L’histoire conserve avec bien plus de soin la mémoire des grandes catastrophes que celle des règnes heureux et tranquilles ; la fable même a toujours signalé ses héros par quelques revers ; l’homme n’est que haut dans la prospérité, mais il est grand dans l’adversité.

Mais, comme la plupart des hommes ne sont pas dans un état assez élevé pour être outragés de la fortune, ils ont la retraite, qui souvent fait en leur faveur l’effet de la disgrâce.
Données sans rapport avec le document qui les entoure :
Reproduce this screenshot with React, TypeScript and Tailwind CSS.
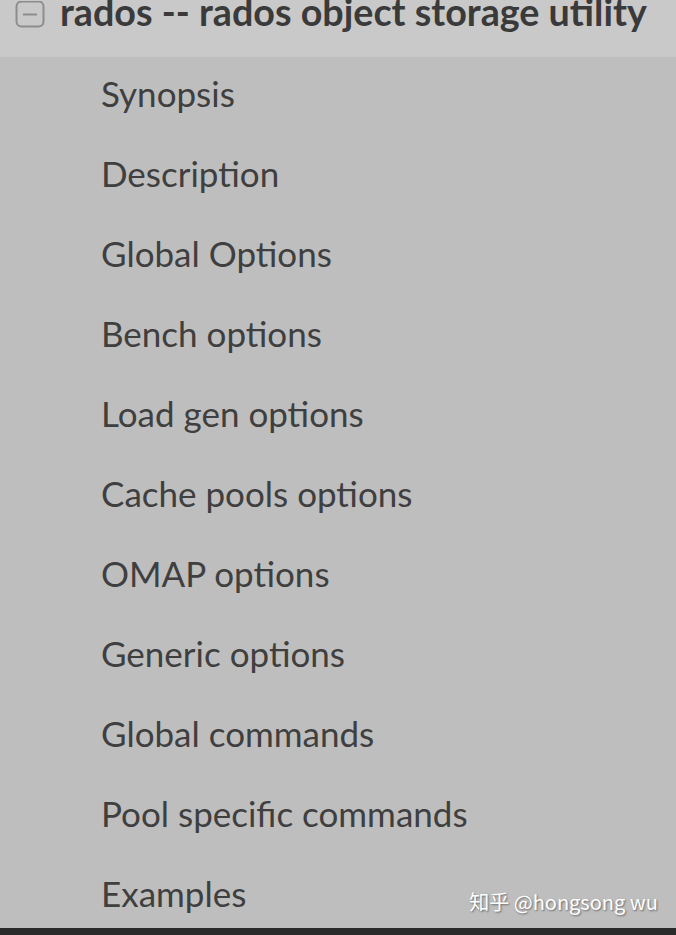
import React from 'react';

const sections = [
  'Synopsis',
  'Description',
  'Global Options',
  'Bench options',
  'Load gen options',
  'Cache pools options',
  'OMAP options',
  'Generic options',
  'Global commands',
  'Pool specific commands',
  'Examples',
];

export default function App() {
  return (
    <div className="w-[676px] h-[935px] flex flex-col bg-[#bebebe] font-['Lato',sans-serif] overflow-hidden">
      {/* Header row */}
      <div className="h-[57px] shrink-0 bg-[#c9c9c9] flex items-start">
        <svg width="32" height="30" viewBox="0 0 32 30" className="ml-[14px] mt-[1px] shrink-0">
          <rect x="2.5" y="0.5" width="27" height="25" rx="5" fill="none" stroke="#8d8d8d" strokeWidth="2" />
          <line x1="9" y1="13.5" x2="23" y2="13.5" stroke="#8d8d8d" strokeWidth="2" />
        </svg>
        <h1 className="ml-[14px] -mt-[13px] text-[37.7px] font-bold text-[#3a3a3a] whitespace-nowrap leading-[50px]">
          rados -- rados object storage utility
        </h1>
      </div>

      {/* Section list */}
      <ul className="flex-1 min-h-0 -mt-[4px] pl-[101px] overflow-hidden">
        {sections.map((s) => (
          <li key={s} className="h-[80px] text-[35px] leading-[80px] text-[#3f3f3f] whitespace-nowrap">
            {s}
          </li>
        ))}
      </ul>

      <div className="h-[7px] shrink-0 bg-[#2a2a2a] relative">
        <span className="absolute right-[18px] bottom-[18px] text-[20px] text-white font-['Noto_Sans_CJK_SC',sans-serif] whitespace-nowrap [text-shadow:1px_1px_2px_rgba(0,0,0,0.45)]">
          知乎 @hongsong wu
        </span>
      </div>
    </div>
  );
}
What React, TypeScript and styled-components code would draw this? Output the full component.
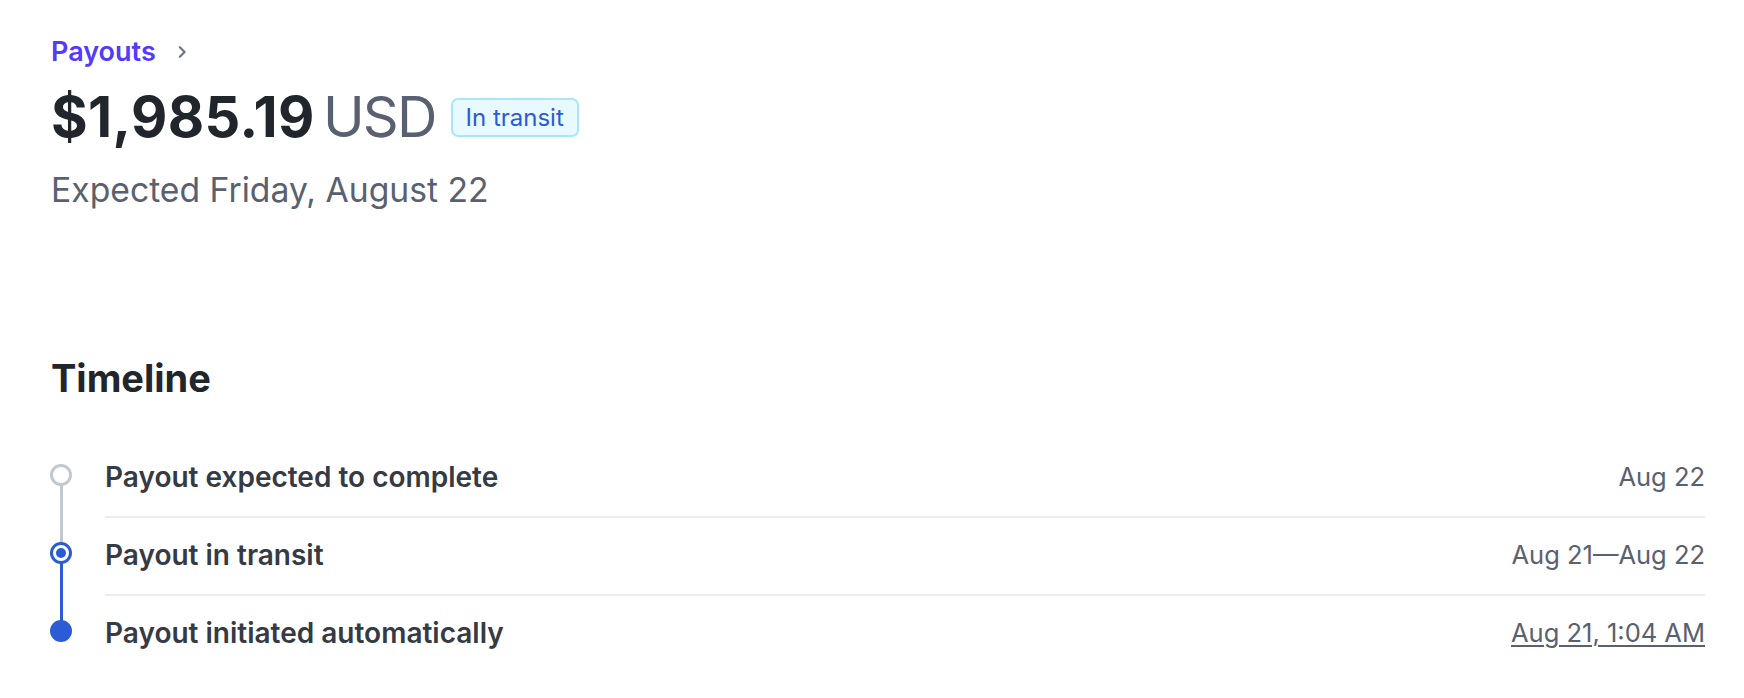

Un grand homme de notre siècle se retira bien à propos, c’était le lendemain d’une belle action, et il sut donner à ce trait de vertu un motif plus vertueux encore. Mais le monde est une carrière qu’il est difficile de bien commencer et de bien finir ; l’expérience nous manque pour l’un, souvent elle nous nuit pour l’autre.

D’ailleurs une infinité de gens par leur vie passée se sont ôté la ressource d’une belle retraite, elle ne serait plus regardée que comme le désespoir d’un homme accablé du souvenir de ses dérèglements ou de ses disgrâces, ce qui n’a rien de noble en lui-même.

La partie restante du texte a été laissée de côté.